6.  Lists are written in square brackets and all elements in the list must be the same type.  Here are some examples given with their types:

   [1,2,3]  :: [Int]

   ['h', 'e', 'l' ,'l','o']  :: [Char]

   [[1,2], [3]]  :: [[Int]]

   [(+), (*)]  :: [Int->Int->Int]

   A list with no elements is written as [] and pronounced "nil".  To add a single element x to the front of a list xs, we write x : xs.  In actuality the list [1,2,3] is equivalent to 1 : (2 : (3 : [])).
   
   Take a look at the definitions of the functions len and nth which compute the length of a list and the nth value in a list.    Observe the types of these functions. The type [a] represents a list of any type.  Notice how the definitions use cases for the form of the arguments.
   
   Try the expressions:
           len [2, 6, 12]
           nth 2 [6,7,8,9]
    

7. 
    

   Assignment: Write the function member  :: (Eq a) => Integer -> [a] -> Bool which returns the boolean value True or False depending on if the Integer parameter is contained in the list.      member 2 [1, 2, 3, 4]  => True      member 5 [1, 2, 3, 4]  => False Note that the specification (Eq a) indicates that the type a must be a type on which we can perform the == relation.

   
    

8. 
    

   Assignment: Write the function double  :: [a] -> [a] which returns a list with each member of the parameter repeated twice.     double [1, 2, 3] => [1,1,2,2,3,3]

   
    

9. We can create user defined data types.  For example, a data type which defines geometric shapes that can either be a rectangle or an ellipse is given as follows:

   data Shape =     Rectangle Side Side
                           |   Ellipse Radius Radius
       deriving Show

   type Radius = Float
   type Side = Float

   This says that a Shape can be either a Rectangle, where two sides are given as parameters, or an Ellipse where two radius values are provided.  We then use type synonyms to specify that the Side and Radius types are each Floats.  The specification "deriving Show" is just a way to let Haskell be able to print out values of this type.

   If we want to create a rectangle, r1,  with one side of length 2.0 and another of length 3.5 we would use:

   r1= Rectangle 2.0 3.5

   We now want a selector which will compute the area of a shape object.
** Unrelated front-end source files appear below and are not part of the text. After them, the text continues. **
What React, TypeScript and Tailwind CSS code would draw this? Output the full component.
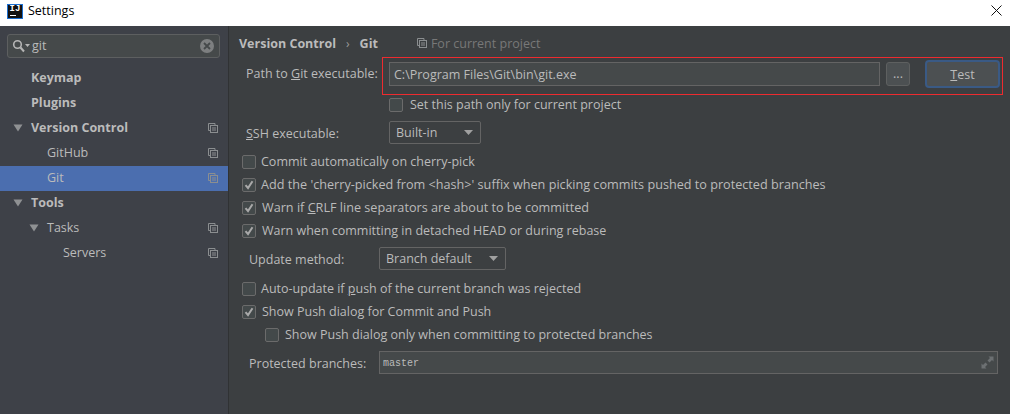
import React from "react";

const CopyIcon = () => (
  <svg width="10" height="10" viewBox="0 0 10 10" fill="none" stroke="#8b8e90" strokeWidth="1" className="shrink-0 mb-[2px]">
    <path d="M2.5 7.5H0.5V0.5H7V2.5" />
    <rect x="2.5" y="2.5" width="7" height="7" />
    <path d="M4 5H8M4 7H8" />
  </svg>
);

const Tri = () => (
  <svg width="10" height="8" viewBox="0 0 10 8" className="shrink-0">
    <path d="M0.5 0.5H9.5L5 7.5Z" fill="#8f9193" />
  </svg>
);

const Row = ({ pl, bold, tri, copy, selected, children }: { pl: string; bold?: boolean; tri?: boolean; copy?: boolean; selected?: boolean; children: React.ReactNode }) => (
  <div className={`h-[25px] flex items-center relative pr-[10px] ${pl} ${selected ? "bg-[#4b6eaf]" : ""}`}>
    {tri && <span className="absolute -ml-[18px] mb-[2px] flex"><Tri /></span>}
    <span className={`flex-1 pb-[2px] ${bold ? "font-bold" : ""}`}>{children}</span>
    {copy && <CopyIcon />}
  </div>
);

const Check = ({ checked }: { checked?: boolean }) => (
  <span className="w-[14px] h-[14px] shrink-0 rounded-[2px] border border-[#6b6b6b] bg-[#43494a] flex items-center justify-center">
    {checked && (
      <svg width="10" height="10" viewBox="0 0 10 10" fill="none" stroke="#a9a9a9" strokeWidth="2">
        <path d="M1.5 5.2L4 8L8.5 1.2" />
      </svg>
    )}
  </span>
);

const CheckRow = ({ checked, gap, className, children }: { checked?: boolean; gap: string; className?: string; children: React.ReactNode }) => (
  <div className={`h-[23px] flex items-center ${gap} ${className ?? ""}`}>
    <Check checked={checked} />
    <span>{children}</span>
  </div>
);

const Select = ({ w, label }: { w: string; label: string }) => (
  <div className={`${w} h-[23px] border border-[#646464] rounded-[2px] flex items-center justify-between pl-[6px] pr-[7px]`}>
    <span>{label}</span>
    <svg width="9" height="5" viewBox="0 0 9 5"><path d="M0 0H9L4.5 5Z" fill="#a0a0a0" /></svg>
  </div>
);

export default function App() {
  return (
    <div className="w-[1010px] h-[414px] flex flex-col overflow-hidden text-[12.5px] leading-[18px] text-[#bbbbbb] bg-[#3c3f41] font-['Open_Sans','Noto_Sans',sans-serif]">
      <div className="h-[26px] bg-white flex items-center pl-[7px] pr-[8px] text-black shrink-0">
        <div className="w-[16px] h-[15px] bg-[#111] border border-[#1c6fd0] flex flex-col items-center mb-[3px] mr-[5px]">
          <span className="text-[9px] leading-[8px] font-bold text-white font-['Liberation_Mono',monospace]">IJ</span>
          <span className="w-[6px] h-[1px] bg-white mt-[2px] mr-[4px]"></span>
        </div>
        <span className="flex-1 mb-[4px]">Settings</span>
        <svg width="11" height="11" viewBox="0 0 11 11" stroke="#111" strokeWidth="1" className="mb-[5px]"><path d="M0.5 0.5L10.5 10.5M10.5 0.5L0.5 10.5" /></svg>
      </div>
      <div className="flex-1 flex">
        <div className="w-[229px] shrink-0 bg-[#3e4148] border-r border-[#303234] pt-[8px]">
          <div className="mx-[7px] w-[213px] h-[24px] border border-[#5d5f60] rounded-[3px] bg-[#45494a] flex items-center pl-[4px] pr-[5px] mb-[8px]">
            <svg width="18" height="14" viewBox="0 0 18 14" fill="none" className="shrink-0">
              <circle cx="5.5" cy="5.5" r="3.8" stroke="#b5b5b5" strokeWidth="1.6" />
              <path d="M8.5 8.5L12 12.5" stroke="#b5b5b5" strokeWidth="2" />
              <path d="M13 5H18L15.5 8Z" fill="#b5b5b5" />
            </svg>
            <span className="flex-1 ml-[2px] pb-[1px]">git</span>
            <span className="w-[14px] h-[14px] rounded-full bg-[#7d7f80] flex items-center justify-center">
              <svg width="8" height="8" viewBox="0 0 8 8" stroke="#45494a" strokeWidth="1.8"><path d="M1 1L7 7M7 1L1 7" /></svg>
            </span>
          </div>
          <Row pl="pl-[31px]" bold>Keymap</Row>
          <Row pl="pl-[31px]" bold>Plugins</Row>
          <Row pl="pl-[31px]" bold tri copy>Version Control</Row>
          <Row pl="pl-[47px]" copy>GitHub</Row>
          <Row pl="pl-[47px]" copy selected>Git</Row>
          <Row pl="pl-[31px]" bold tri>Tools</Row>
          <Row pl="pl-[47px]" tri copy>Tasks</Row>
          <Row pl="pl-[63px]" copy>Servers</Row>
        </div>
        <div className="flex-1 min-w-0 flex flex-col pl-[10px]">
          <div className="h-[31px] pt-[5px] flex items-center whitespace-nowrap">
            <span className="font-bold">Version Control</span>
            <span className="mx-[10px] text-[#9a9a9a] text-[12px]">›</span>
            <span className="font-bold">Git</span>
            <span className="ml-[39px] mr-[4px] flex"><CopyIcon /></span>
            <span className="text-[#787878]">For current project</span>
          </div>
          <div className="flex items-start">
            <span className="w-[143px] pl-[7px] h-[38px] pt-[8px] shrink-0 whitespace-nowrap">Path to <span className="underline">G</span>it executable:</span>
            <div className="w-[621px] h-[38px] border border-[#ee2b2f] flex items-start pl-[6px] pt-[4px]">
              <div className="w-[491px] h-[24px] bg-[#45494a] border border-[#646464] pl-[4px] pt-[2px] flex items-center">C:\Program Files\Git\bin\git.exe</div>
              <div className="w-[24px] h-[24px] ml-[6px] bg-[#4c5052] border border-[#5e6060] rounded-[3px] text-center leading-[22px]">...</div>
              <div className="w-[75px] h-[28px] ml-[15px] -mt-[2px] border-[2px] border-[#3a5a85] rounded-[4px] bg-[#4c5052] pt-[2px] flex items-center justify-center">
                <span><span className="underline">T</span>est</span>
              </div>
            </div>
          </div>
          <CheckRow gap="gap-[7px]" className="ml-[150px] -mt-[2px] mb-[5px]"><>Set this path only for current project</></CheckRow>
          <div className="flex items-center h-[23px] mb-[6px]">
            <span className="w-[150px] pl-[7px] pt-[2px] shrink-0"><span className="underline">S</span>SH executable:</span>
            <Select w="w-[92px]" label="Built-in" />
          </div>
          <div className="pl-[3px] flex flex-col">
            <CheckRow gap="gap-[5px]">Commit automatically on cherry-pick</CheckRow>
            <CheckRow checked gap="gap-[5px]"><span className="text-[12.65px]">{"Add the 'cherry-picked from <hash>' suffix when picking commits pushed to protected branches"}</span></CheckRow>
            <CheckRow checked gap="gap-[6px]"><span className="text-[12.65px]">Warn if <span className="underline">C</span>RLF line separators are about to be committed</span></CheckRow>
            <CheckRow checked gap="gap-[6px]">Warn when committing in detached HEAD or during rebase</CheckRow>
          </div>
          <div className="flex items-center h-[23px] mt-[5px] mb-[7px]">
            <span className="w-[140px] pl-[10px] pt-[2px] shrink-0">Update method:</span>
            <Select w="w-[127px]" label="Branch default" />
          </div>
          <div className="pl-[3px] flex flex-col">
            <CheckRow gap="gap-[5px]"><>Auto-update if <span className="underline">p</span>ush of the current branch was rejected</></CheckRow>
            <CheckRow checked gap="gap-[6px]">Show Push dialog for Commit and Push</CheckRow>
            <CheckRow gap="gap-[6px]" className="ml-[23px]">Show Push dialog only when committing to protected branches</CheckRow>
          </div>
          <div className="flex items-center h-[23px] mt-[5px]">
            <span className="w-[140px] pl-[10px] pt-[2px] shrink-0">Protected branches:</span>
            <div className="w-[619px] h-[23px] bg-[#45494a] border border-[#646464] pl-[3px] pr-[3px] flex items-center justify-between font-['Liberation_Mono',monospace] text-[10px]">
              <span className="pt-[2px]">master</span>
              <svg width="13" height="13" viewBox="0 0 13 13" fill="#6c7072">
                <path d="M7.5 0.5H12.5V5.5L11 4L8.5 6.5L6.5 4.5L9 2Z" />
                <path d="M0.5 7.5V12.5H5.5L4 11L6.5 8.5L4.5 6.5L2 9Z" />
              </svg>
            </div>
          </div>
        </div>
      </div>
    </div>
  );
}
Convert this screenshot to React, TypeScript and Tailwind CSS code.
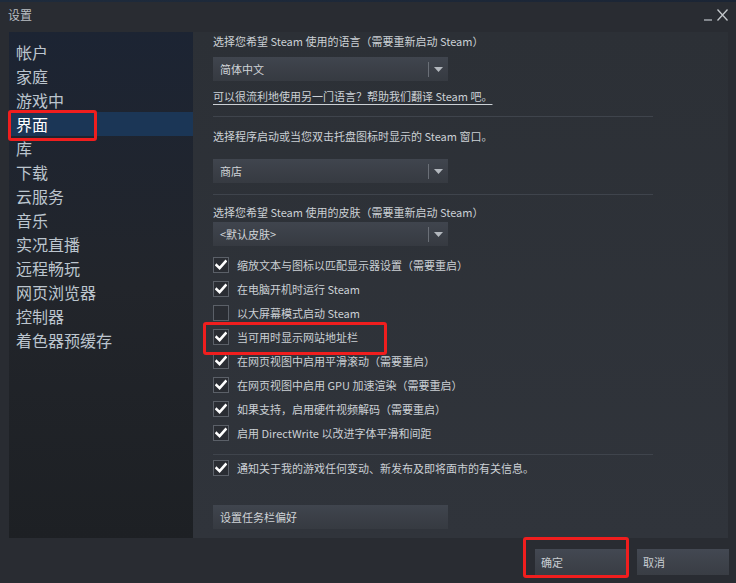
import React from "react";

const FONT = { fontFamily: '"Noto Sans CJK SC", "Noto Sans", Arial, sans-serif' };

function Dropdown({ label, className = "" }: { label: string; className?: string }) {
  return (
    <div className={`w-[235px] h-[24px] flex items-center bg-gradient-to-b from-[#40454e] to-[#363a41] ${className}`}>
      <span className="flex-1 pl-[7px] text-[11px] text-[#d0d4d8] leading-none">{label}</span>
      <div className="w-px h-[15px] bg-[#6a6f77]" />
      <div className="w-[19px] flex justify-center">
        <svg width="9" height="5" viewBox="0 0 9 5">
          <path d="M0 0 L9 0 L4.5 5 Z" fill="#b3b8be" />
        </svg>
      </div>
    </div>
  );
}

function Check({ label, checked = true }: { label: string; checked?: boolean }) {
  return (
    <div className="h-[24px] flex items-center">
      <div className="w-[16px] h-[16px] border border-[#5b6068] bg-[#2a2d33] flex items-center justify-center">
        {checked && (
          <svg width="12" height="12" viewBox="0 0 12 12">
            <path d="M1.5 6.2 L4.6 9.2 L10.6 2.4" fill="none" stroke="#ffffff" strokeWidth="2.6" strokeLinecap="square" />
          </svg>
        )}
      </div>
      <span className="ml-[8px] text-[11px] text-[#cbd0d5] leading-none">{label}</span>
    </div>
  );
}

export default function App() {
  const side = [
    "帐户",
    "家庭",
    "游戏中",
    "界面",
    "库",
    "下载",
    "云服务",
    "音乐",
    "实况直播",
    "远程畅玩",
    "网页浏览器",
    "控制器",
    "着色器预缓存",
  ];
  return (
    <div className="w-[736px] h-[583px] bg-[#292c32] relative overflow-hidden flex flex-col" style={FONT}>
      <div className="h-[2px] bg-gradient-to-r from-[#1e2b3c] to-[#1b2535]" />
      {/* title bar */}
      <div className="h-[30px] flex items-center pl-[8px] pr-[8px]">
        <span className="text-[12px] text-[#b9bec3] leading-none -mt-[4px]">设置</span>
        <div className="flex-1" />
        <div className="flex items-end gap-[4px] -mt-[4px]">
          <svg width="9" height="12" viewBox="0 0 9 12">
            <path d="M0 11 H8" stroke="#b3b8be" strokeWidth="1.3" />
          </svg>
          <svg width="11" height="12" viewBox="0 0 11 12">
            <path d="M0.5 0.5 L10.5 11.5 M10.5 0.5 L0.5 11.5" stroke="#c3c7cb" strokeWidth="1.3" />
          </svg>
        </div>
      </div>
      {/* main */}
      <div className="flex h-[506px] pl-[9px] pr-[8px]">
        {/* sidebar */}
        <div className="w-[184px] bg-gradient-to-b from-[#1c2433] via-[#22252b] to-[#1d2024] pt-[8px] flex flex-col">
          {side.map((s) => (
            <div
              key={s}
              className={`h-[24px] flex items-center pl-[7px] text-[16px] leading-none ${
                s === "界面" ? "bg-[#1b3656] text-white" : "text-[#bcc5ce]"
              }`}
            >
              {s}
            </div>
          ))}
        </div>
        {/* content */}
        <div className="flex-1 bg-gradient-to-b from-[#2c3036] to-[#30343b] pl-[20px] flex flex-col">
          <div className="mt-[1px] h-[16px] flex items-center text-[11px] text-[#cbd0d5] leading-none">
            选择您希望 Steam 使用的语言（需要重新启动 Steam）
          </div>
          <Dropdown label="简体中文" className="mt-[8px]" />
          <div className="mt-[7px] h-[16px] flex items-center text-[11px] text-[#cbd0d5] leading-none">
            <span className="underline underline-offset-[3px]">可以很流利地使用另一门语言？帮助我们翻译 Steam 吧。</span>
          </div>
          <div className="mt-[12px] w-[440px] h-px bg-[#3f444c]" />
          <div className="mt-[11px] h-[16px] flex items-center text-[11px] text-[#cbd0d5] leading-none">
            选择程序启动或当您双击托盘图标时显示的 Steam 窗口。
          </div>
          <Dropdown label="商店" className="mt-[15px]" />
          <div className="mt-[11px] w-[440px] h-px bg-[#3f444c]" />
          <div className="mt-[9px] h-[16px] flex items-center text-[11px] text-[#cbd0d5] leading-none">
            选择您希望 Steam 使用的皮肤（需要重新启动 Steam）
          </div>
          <Dropdown label="<默认皮肤>" className="mt-[2px]" />
          <div className="mt-[7px] flex flex-col">
            <Check label="缩放文本与图标以匹配显示器设置（需要重启）" />
            <Check label="在电脑开机时运行 Steam" />
            <Check label="以大屏幕模式启动 Steam" checked={false} />
            <Check label="当可用时显示网站地址栏" />
            <Check label="在网页视图中启用平滑滚动（需要重启）" />
            <Check label="在网页视图中启用 GPU 加速渲染（需要重启）" />
            <Check label="如果支持，启用硬件视频解码（需要重启）" />
            <Check label="启用 DirectWrite 以改进字体平滑和间距" />
          </div>
          <div className="mt-[9px] w-[440px] h-px bg-[#3f444c]" />
          <div className="mt-[1px]">
            <Check label="通知关于我的游戏任何变动、新发布及即将面市的有关信息。" />
          </div>
          <div className="mt-[25px] w-[235px] h-[24px] flex items-center pl-[7px] bg-gradient-to-b from-[#40454e] to-[#363a41] text-[11px] text-[#d0d4d8] leading-none">
            设置任务栏偏好
          </div>
        </div>
      </div>
      {/* bottom buttons */}
      <div className="flex-1 flex justify-end items-start pt-[11px] pr-[7px] gap-[10px]">
        <div className="w-[92px] h-[26px] flex items-center pl-[6px] bg-gradient-to-b from-[#434852] to-[#393d44] text-[11px] text-[#c8cdd2] leading-none">
          确定
        </div>
        <div className="w-[92px] h-[26px] flex items-center pl-[6px] bg-gradient-to-b from-[#434852] to-[#393d44] text-[11px] text-[#c8cdd2] leading-none">
          取消
        </div>
      </div>
      {/* red annotation boxes */}
      <div className="absolute left-[8px] top-[110px] w-[89px] h-[31px] border-[3px] border-[#f01e1e] rounded-[3px]" />
      <div className="absolute left-[203px] top-[322px] w-[184px] h-[33px] border-[3px] border-[#f01e1e] rounded-[3px]" />
      <div className="absolute left-[523px] top-[537px] w-[106px] h-[41px] border-[3px] border-[#f01e1e] rounded-[3px]" />
    </div>
  );
}
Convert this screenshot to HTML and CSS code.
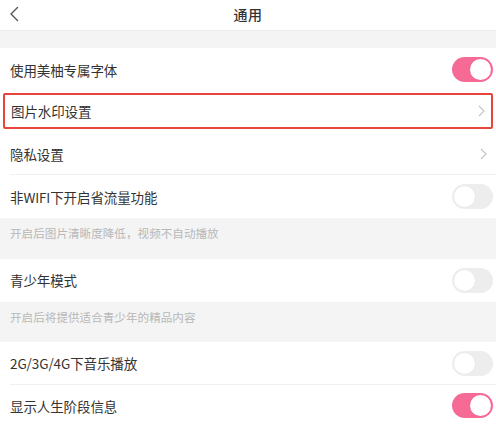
FILE: index.html
```html
<!DOCTYPE html>
<html lang="zh">
<head>
<meta charset="utf-8">
<link rel="stylesheet" href="styles.css">
</head>
<body>
<div class="page">
  <header class="nav">
    <svg class="back" width="10" height="16" viewBox="0 0 10 16"><path d="M8.5 1.5 L2 8 L8.5 14.5" fill="none" stroke="#555" stroke-width="1.4" stroke-linecap="round" stroke-linejoin="round"/></svg>
    <div class="title">通用</div>
  </header>
  <div class="gap"></div>
  <div class="row"><span class="label">使用美柚专属字体</span><span class="toggle on"><span class="knob"></span></span></div>
  <div class="row boxed"><span class="label">图片水印设置</span><svg class="chev" width="7" height="12" viewBox="0 0 7 12"><path d="M1 1 L6 6 L1 11" fill="none" stroke="#c4c4c4" stroke-width="1.1"/></svg></div>
  <div class="row divided"><span class="label">隐私设置</span><svg class="chev" width="7" height="12" viewBox="0 0 7 12"><path d="M1 1 L6 6 L1 11" fill="none" stroke="#c4c4c4" stroke-width="1.1"/></svg></div>
  <div class="row"><span class="label">非WIFI下开启省流量功能</span><span class="toggle"><span class="knob"></span></span></div>
  <div class="note">开启后图片清晰度降低，视频不自动播放</div>
  <div class="row late"><span class="label">青少年模式</span><span class="toggle"><span class="knob"></span></span></div>
  <div class="note second">开启后将提供适合青少年的精品内容</div>
  <div class="row divided late"><span class="label">2G/3G/4G下音乐播放</span><span class="toggle"><span class="knob"></span></span></div>
  <div class="row late"><span class="label">显示人生阶段信息</span><span class="toggle on"><span class="knob"></span></span></div>
</div>
</body>
</html>
```
FILE: styles.css
```css
* { box-sizing: border-box; }
html, body { margin: 0; padding: 0; background: #fff; }
body { font-family: "Noto Sans CJK SC", "Liberation Sans", sans-serif; color: #333; overflow: hidden; }
.page { width: 496px; height: 425px; overflow: hidden; }
.nav { height: 31px; display: flex; align-items: center; justify-content: center; position: relative; border-bottom: 1px solid #ededed; }
.back { position: absolute; left: 9px; top: 6px; }
.title { font-size: 14px; font-weight: 500; color: #333; letter-spacing: 0.5px; margin-top: -3px; }
.gap { height: 17px; background: #f4f4f4; }
.row { height: 43px; display: flex; align-items: center; justify-content: space-between; padding: 0 3px 0 10px; background: #fff; position: relative; }
.row.late { height: 42.5px; }
.label { font-size: 13.5px; color: #333; letter-spacing: -0.1px; }
.row.boxed { border: 2px solid #e8443c; border-radius: 2px; margin: 2px 3px 0 3px; height: 36px; padding-left: 6px; padding-right: 6px; }
.row.boxed + .row { margin-top: 3px; }
.row.divided::after { content: ""; position: absolute; left: 10px; right: 0; bottom: 0; height: 1px; background: #f0f0f0; }
.chev { margin-right: 0; }
.row.divided .chev { margin-right: 6px; }
.toggle { width: 41px; height: 25px; border-radius: 13px; background: #ededed; position: relative; display: block; }
.toggle .knob { position: absolute; top: 2px; left: 2px; width: 21px; height: 21px; border-radius: 50%; background: #fff; box-shadow: 0 0 1px rgba(0,0,0,0.08); }
.toggle.on { background: #f56b96; }
.toggle.on .knob { left: 18px; }
.note { height: 41px; background: #f4f4f4; font-size: 11.6px; color: #b8b8b8; padding: 7px 10px 0; line-height: 16px; }
.note.second { height: 40.5px; }
```
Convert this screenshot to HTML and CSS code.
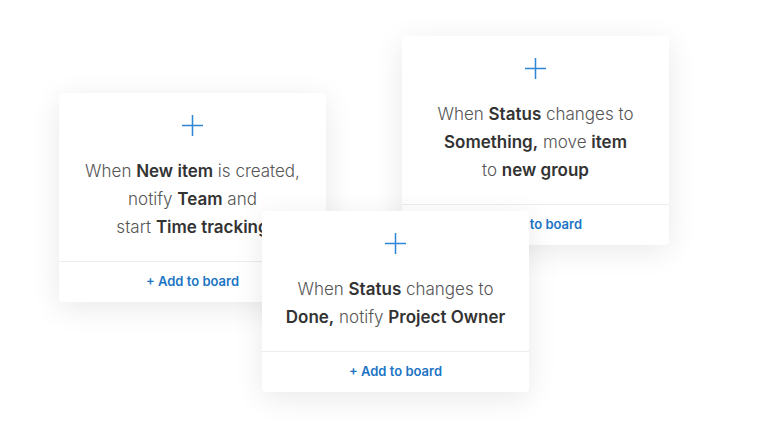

We define the function area for its behavior on each of the Shape constructors:

   area :: Shape -> Float
   area (Rectangle s1 s2) = s1*s2
   area (Ellipse r1 r2) = pi*r1*r2

   We could find the area of our rectangle r1:

   area r1

10. Suppose we wish to define a binary search tree.  Recall that in a binary search tree, each node will contain a value and the elements are arranged so that all elements smaller than the node value are in the left sub-tree and all elements larger than the node value are in the right sub-tree.
    
    We can define the data type Bst :
    
         data Bst a = Null | Branch a (Bst a) (Bst a)
    
    The tree contains some type a, and a tree can either be empty (Null) or be a node (Branch) containing a value of type a and two binary search trees representing the left and right sub-trees.
     

11. 
     

    Assignment: Complete the function insert :: (Ord a) => a -> Bst a -> Bst a which inserts a value into a binary search tree in the proper position, returning the new binary search tree.  Note that the specification (Ord a) indicates that the type a must be a type on which we can perform < , ==, and > relations.    insert x Null = ___________________     insert x (Branch n left right) =           if x < n then _______________________          else if x > n then ______________________          else ____________________________ Test your function on the Bst, testbst , which is provided in the Example0 file.

    
     

12.  
     

    Assignment: Write the function deleteMin  :: Bst a  -> Bst a which returns a binary search tree with the smallest element removed.

    
     

13. Send me your modified zipped project in the dropbox in BlackBoard.